━━ Source excerpt
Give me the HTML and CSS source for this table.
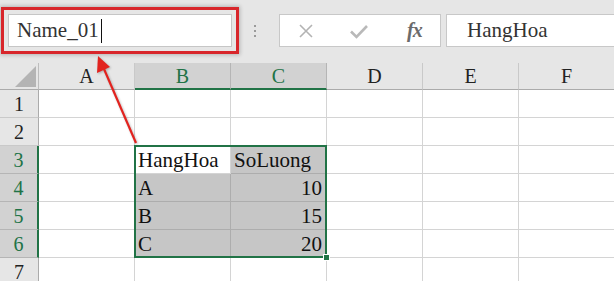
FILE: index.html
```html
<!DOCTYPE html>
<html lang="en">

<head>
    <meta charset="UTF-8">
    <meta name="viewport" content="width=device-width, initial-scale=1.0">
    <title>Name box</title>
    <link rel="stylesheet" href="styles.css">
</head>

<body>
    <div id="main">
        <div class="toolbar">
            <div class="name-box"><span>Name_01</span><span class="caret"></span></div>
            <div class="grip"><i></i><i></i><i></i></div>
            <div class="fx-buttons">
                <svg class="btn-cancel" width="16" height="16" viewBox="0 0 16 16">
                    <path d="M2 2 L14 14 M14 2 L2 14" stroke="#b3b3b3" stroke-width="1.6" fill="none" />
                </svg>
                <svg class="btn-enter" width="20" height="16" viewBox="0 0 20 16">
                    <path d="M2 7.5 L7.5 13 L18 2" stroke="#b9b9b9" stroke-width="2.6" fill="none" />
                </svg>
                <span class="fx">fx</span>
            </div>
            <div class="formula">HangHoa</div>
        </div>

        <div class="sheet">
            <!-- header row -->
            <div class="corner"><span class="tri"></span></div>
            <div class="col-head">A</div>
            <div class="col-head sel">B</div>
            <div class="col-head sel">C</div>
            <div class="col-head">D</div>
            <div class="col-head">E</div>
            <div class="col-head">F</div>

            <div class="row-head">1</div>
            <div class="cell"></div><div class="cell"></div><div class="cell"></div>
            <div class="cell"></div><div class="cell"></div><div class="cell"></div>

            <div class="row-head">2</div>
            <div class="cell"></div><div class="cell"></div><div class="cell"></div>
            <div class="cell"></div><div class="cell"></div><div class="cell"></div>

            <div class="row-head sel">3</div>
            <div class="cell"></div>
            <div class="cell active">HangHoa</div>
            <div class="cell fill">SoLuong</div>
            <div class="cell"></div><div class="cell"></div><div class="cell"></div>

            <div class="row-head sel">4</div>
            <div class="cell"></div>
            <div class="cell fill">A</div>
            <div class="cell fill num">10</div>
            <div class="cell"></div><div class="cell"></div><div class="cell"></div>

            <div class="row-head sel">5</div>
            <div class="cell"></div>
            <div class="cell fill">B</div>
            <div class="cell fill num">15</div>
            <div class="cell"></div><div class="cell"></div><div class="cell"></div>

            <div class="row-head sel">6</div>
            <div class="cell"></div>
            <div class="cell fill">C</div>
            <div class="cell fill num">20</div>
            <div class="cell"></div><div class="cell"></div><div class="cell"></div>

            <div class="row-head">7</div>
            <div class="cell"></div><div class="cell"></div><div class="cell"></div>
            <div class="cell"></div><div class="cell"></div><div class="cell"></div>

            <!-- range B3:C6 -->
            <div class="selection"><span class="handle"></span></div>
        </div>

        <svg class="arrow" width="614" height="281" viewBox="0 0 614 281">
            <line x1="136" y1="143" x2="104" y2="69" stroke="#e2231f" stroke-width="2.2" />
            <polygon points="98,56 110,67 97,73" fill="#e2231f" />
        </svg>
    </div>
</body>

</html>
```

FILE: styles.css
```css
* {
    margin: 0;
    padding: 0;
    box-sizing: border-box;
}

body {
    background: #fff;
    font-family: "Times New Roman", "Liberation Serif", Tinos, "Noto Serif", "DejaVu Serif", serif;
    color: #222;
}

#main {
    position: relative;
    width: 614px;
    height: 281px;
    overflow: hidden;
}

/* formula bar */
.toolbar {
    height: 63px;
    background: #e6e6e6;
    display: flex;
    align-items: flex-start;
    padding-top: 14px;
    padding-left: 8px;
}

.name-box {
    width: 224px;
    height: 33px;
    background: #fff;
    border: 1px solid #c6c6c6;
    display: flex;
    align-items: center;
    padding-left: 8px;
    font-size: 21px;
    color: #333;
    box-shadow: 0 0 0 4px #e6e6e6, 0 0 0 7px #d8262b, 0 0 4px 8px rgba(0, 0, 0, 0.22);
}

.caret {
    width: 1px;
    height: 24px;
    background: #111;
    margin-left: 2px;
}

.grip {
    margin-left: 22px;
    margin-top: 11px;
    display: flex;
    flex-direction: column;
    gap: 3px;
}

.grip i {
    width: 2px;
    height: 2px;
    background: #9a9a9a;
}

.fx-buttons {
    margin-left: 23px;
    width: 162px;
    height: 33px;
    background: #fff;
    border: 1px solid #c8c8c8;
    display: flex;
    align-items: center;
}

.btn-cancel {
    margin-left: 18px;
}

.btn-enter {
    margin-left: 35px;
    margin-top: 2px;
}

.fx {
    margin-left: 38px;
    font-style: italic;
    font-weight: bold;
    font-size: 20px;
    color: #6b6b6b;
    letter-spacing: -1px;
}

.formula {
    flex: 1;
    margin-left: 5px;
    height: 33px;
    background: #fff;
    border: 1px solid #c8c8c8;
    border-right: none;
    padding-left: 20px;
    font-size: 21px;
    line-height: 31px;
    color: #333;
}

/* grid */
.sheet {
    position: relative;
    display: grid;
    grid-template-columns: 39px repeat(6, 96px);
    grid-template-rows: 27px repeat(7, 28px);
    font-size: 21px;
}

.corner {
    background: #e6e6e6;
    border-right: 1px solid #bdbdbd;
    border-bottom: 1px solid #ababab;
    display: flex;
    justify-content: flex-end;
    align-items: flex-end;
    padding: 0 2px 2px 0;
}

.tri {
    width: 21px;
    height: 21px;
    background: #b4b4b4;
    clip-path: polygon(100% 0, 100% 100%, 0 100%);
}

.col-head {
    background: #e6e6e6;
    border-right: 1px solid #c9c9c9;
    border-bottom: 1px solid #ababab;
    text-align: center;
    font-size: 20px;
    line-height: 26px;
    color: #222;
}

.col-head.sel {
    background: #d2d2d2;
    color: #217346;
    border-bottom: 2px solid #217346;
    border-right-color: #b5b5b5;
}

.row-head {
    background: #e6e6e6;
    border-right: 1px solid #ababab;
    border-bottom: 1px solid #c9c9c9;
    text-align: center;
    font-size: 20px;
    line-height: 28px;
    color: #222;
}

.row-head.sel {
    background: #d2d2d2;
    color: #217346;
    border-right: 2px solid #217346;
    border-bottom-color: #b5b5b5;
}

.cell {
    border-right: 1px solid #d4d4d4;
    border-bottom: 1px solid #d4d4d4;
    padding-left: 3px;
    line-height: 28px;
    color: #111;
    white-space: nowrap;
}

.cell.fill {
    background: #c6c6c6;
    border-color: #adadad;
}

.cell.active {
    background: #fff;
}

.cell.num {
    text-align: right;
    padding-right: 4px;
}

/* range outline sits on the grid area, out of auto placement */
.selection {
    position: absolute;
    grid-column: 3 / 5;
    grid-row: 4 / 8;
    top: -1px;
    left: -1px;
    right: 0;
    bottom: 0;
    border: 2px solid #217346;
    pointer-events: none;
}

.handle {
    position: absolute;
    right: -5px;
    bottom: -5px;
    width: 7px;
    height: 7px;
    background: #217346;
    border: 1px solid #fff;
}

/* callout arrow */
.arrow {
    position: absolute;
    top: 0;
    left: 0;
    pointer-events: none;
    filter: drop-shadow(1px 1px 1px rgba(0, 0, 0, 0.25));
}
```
━━━━
■ Written instruction
Transcribe the whole listing exactly. Pictures are excluded.

■ Result
Give me the HTML and CSS source for this table.
FILE: index.html
```html
<!DOCTYPE html>
<html lang="en">

<head>
    <meta charset="UTF-8">
    <meta name="viewport" content="width=device-width, initial-scale=1.0">
    <title>Name box</title>
    <link rel="stylesheet" href="styles.css">
</head>

<body>
    <div id="main">
        <div class="toolbar">
            <div class="name-box"><span>Name_01</span><span class="caret"></span></div>
            <div class="grip"><i></i><i></i><i></i></div>
            <div class="fx-buttons">
                <svg class="btn-cancel" width="16" height="16" viewBox="0 0 16 16">
                    <path d="M2 2 L14 14 M14 2 L2 14" stroke="#b3b3b3" stroke-width="1.6" fill="none" />
                </svg>
                <svg class="btn-enter" width="20" height="16" viewBox="0 0 20 16">
                    <path d="M2 7.5 L7.5 13 L18 2" stroke="#b9b9b9" stroke-width="2.6" fill="none" />
                </svg>
                <span class="fx">fx</span>
            </div>
            <div class="formula">HangHoa</div>
        </div>

        <div class="sheet">
            <!-- header row -->
            <div class="corner"><span class="tri"></span></div>
            <div class="col-head">A</div>
            <div class="col-head sel">B</div>
            <div class="col-head sel">C</div>
            <div class="col-head">D</div>
            <div class="col-head">E</div>
            <div class="col-head">F</div>

            <div class="row-head">1</div>
            <div class="cell"></div><div class="cell"></div><div class="cell"></div>
            <div class="cell"></div><div class="cell"></div><div class="cell"></div>

            <div class="row-head">2</div>
            <div class="cell"></div><div class="cell"></div><div class="cell"></div>
            <div class="cell"></div><div class="cell"></div><div class="cell"></div>

            <div class="row-head sel">3</div>
            <div class="cell"></div>
            <div class="cell active">HangHoa</div>
            <div class="cell fill">SoLuong</div>
            <div class="cell"></div><div class="cell"></div><div class="cell"></div>

            <div class="row-head sel">4</div>
            <div class="cell"></div>
            <div class="cell fill">A</div>
            <div class="cell fill num">10</div>
            <div class="cell"></div><div class="cell"></div><div class="cell"></div>

            <div class="row-head sel">5</div>
            <div class="cell"></div>
            <div class="cell fill">B</div>
            <div class="cell fill num">15</div>
            <div class="cell"></div><div class="cell"></div><div class="cell"></div>

            <div class="row-head sel">6</div>
            <div class="cell"></div>
            <div class="cell fill">C</div>
            <div class="cell fill num">20</div>
            <div class="cell"></div><div class="cell"></div><div class="cell"></div>

            <div class="row-head">7</div>
            <div class="cell"></div><div class="cell"></div><div class="cell"></div>
            <div class="cell"></div><div class="cell"></div><div class="cell"></div>

            <!-- range B3:C6 -->
            <div class="selection"><span class="handle"></span></div>
        </div>

        <svg class="arrow" width="614" height="281" viewBox="0 0 614 281">
            <line x1="136" y1="143" x2="104" y2="69" stroke="#e2231f" stroke-width="2.2" />
            <polygon points="98,56 110,67 97,73" fill="#e2231f" />
        </svg>
    </div>
</body>

</html>
```

FILE: styles.css
```css
* {
    margin: 0;
    padding: 0;
    box-sizing: border-box;
}

body {
    background: #fff;
    font-family: "Times New Roman", "Liberation Serif", Tinos, "Noto Serif", "DejaVu Serif", serif;
    color: #222;
}

#main {
    position: relative;
    width: 614px;
    height: 281px;
    overflow: hidden;
}

/* formula bar */
.toolbar {
    height: 63px;
    background: #e6e6e6;
    display: flex;
    align-items: flex-start;
    padding-top: 14px;
    padding-left: 8px;
}

.name-box {
    width: 224px;
    height: 33px;
    background: #fff;
    border: 1px solid #c6c6c6;
    display: flex;
    align-items: center;
    padding-left: 8px;
    font-size: 21px;
    color: #333;
    box-shadow: 0 0 0 4px #e6e6e6, 0 0 0 7px #d8262b, 0 0 4px 8px rgba(0, 0, 0, 0.22);
}

.caret {
    width: 1px;
    height: 24px;
    background: #111;
    margin-left: 2px;
}

.grip {
    margin-left: 22px;
    margin-top: 11px;
    display: flex;
    flex-direction: column;
    gap: 3px;
}

.grip i {
    width: 2px;
    height: 2px;
    background: #9a9a9a;
}

.fx-buttons {
    margin-left: 23px;
    width: 162px;
    height: 33px;
    background: #fff;
    border: 1px solid #c8c8c8;
    display: flex;
    align-items: center;
}

.btn-cancel {
    margin-left: 18px;
}

.btn-enter {
    margin-left: 35px;
    margin-top: 2px;
}

.fx {
    margin-left: 38px;
    font-style: italic;
    font-weight: bold;
    font-size: 20px;
    color: #6b6b6b;
    letter-spacing: -1px;
}

.formula {
    flex: 1;
    margin-left: 5px;
    height: 33px;
    background: #fff;
    border: 1px solid #c8c8c8;
    border-right: none;
    padding-left: 20px;
    font-size: 21px;
    line-height: 31px;
    color: #333;
}

/* grid */
.sheet {
    position: relative;
    display: grid;
    grid-template-columns: 39px repeat(6, 96px);
    grid-template-rows: 27px repeat(7, 28px);
    font-size: 21px;
}

.corner {
    background: #e6e6e6;
    border-right: 1px solid #bdbdbd;
    border-bottom: 1px solid #ababab;
    display: flex;
    justify-content: flex-end;
    align-items: flex-end;
    padding: 0 2px 2px 0;
}

.tri {
    width: 21px;
    height: 21px;
    background: #b4b4b4;
    clip-path: polygon(100% 0, 100% 100%, 0 100%);
}

.col-head {
    background: #e6e6e6;
    border-right: 1px solid #c9c9c9;
    border-bottom: 1px solid #ababab;
    text-align: center;
    font-size: 20px;
    line-height: 26px;
    color: #222;
}

.col-head.sel {
    background: #d2d2d2;
    color: #217346;
    border-bottom: 2px solid #217346;
    border-right-color: #b5b5b5;
}

.row-head {
    background: #e6e6e6;
    border-right: 1px solid #ababab;
    border-bottom: 1px solid #c9c9c9;
    text-align: center;
    font-size: 20px;
    line-height: 28px;
    color: #222;
}

.row-head.sel {
    background: #d2d2d2;
    color: #217346;
    border-right: 2px solid #217346;
    border-bottom-color: #b5b5b5;
}

.cell {
    border-right: 1px solid #d4d4d4;
    border-bottom: 1px solid #d4d4d4;
    padding-left: 3px;
    line-height: 28px;
    color: #111;
    white-space: nowrap;
}

.cell.fill {
    background: #c6c6c6;
    border-color: #adadad;
}

.cell.active {
    background: #fff;
}

.cell.num {
    text-align: right;
    padding-right: 4px;
}

/* range outline sits on the grid area, out of auto placement */
.selection {
    position: absolute;
    grid-column: 3 / 5;
    grid-row: 4 / 8;
    top: -1px;
    left: -1px;
    right: 0;
    bottom: 0;
    border: 2px solid #217346;
    pointer-events: none;
}

.handle {
    position: absolute;
    right: -5px;
    bottom: -5px;
    width: 7px;
    height: 7px;
    background: #217346;
    border: 1px solid #fff;
}

/* callout arrow */
.arrow {
    position: absolute;
    top: 0;
    left: 0;
    pointer-events: none;
    filter: drop-shadow(1px 1px 1px rgba(0, 0, 0, 0.25));
}
```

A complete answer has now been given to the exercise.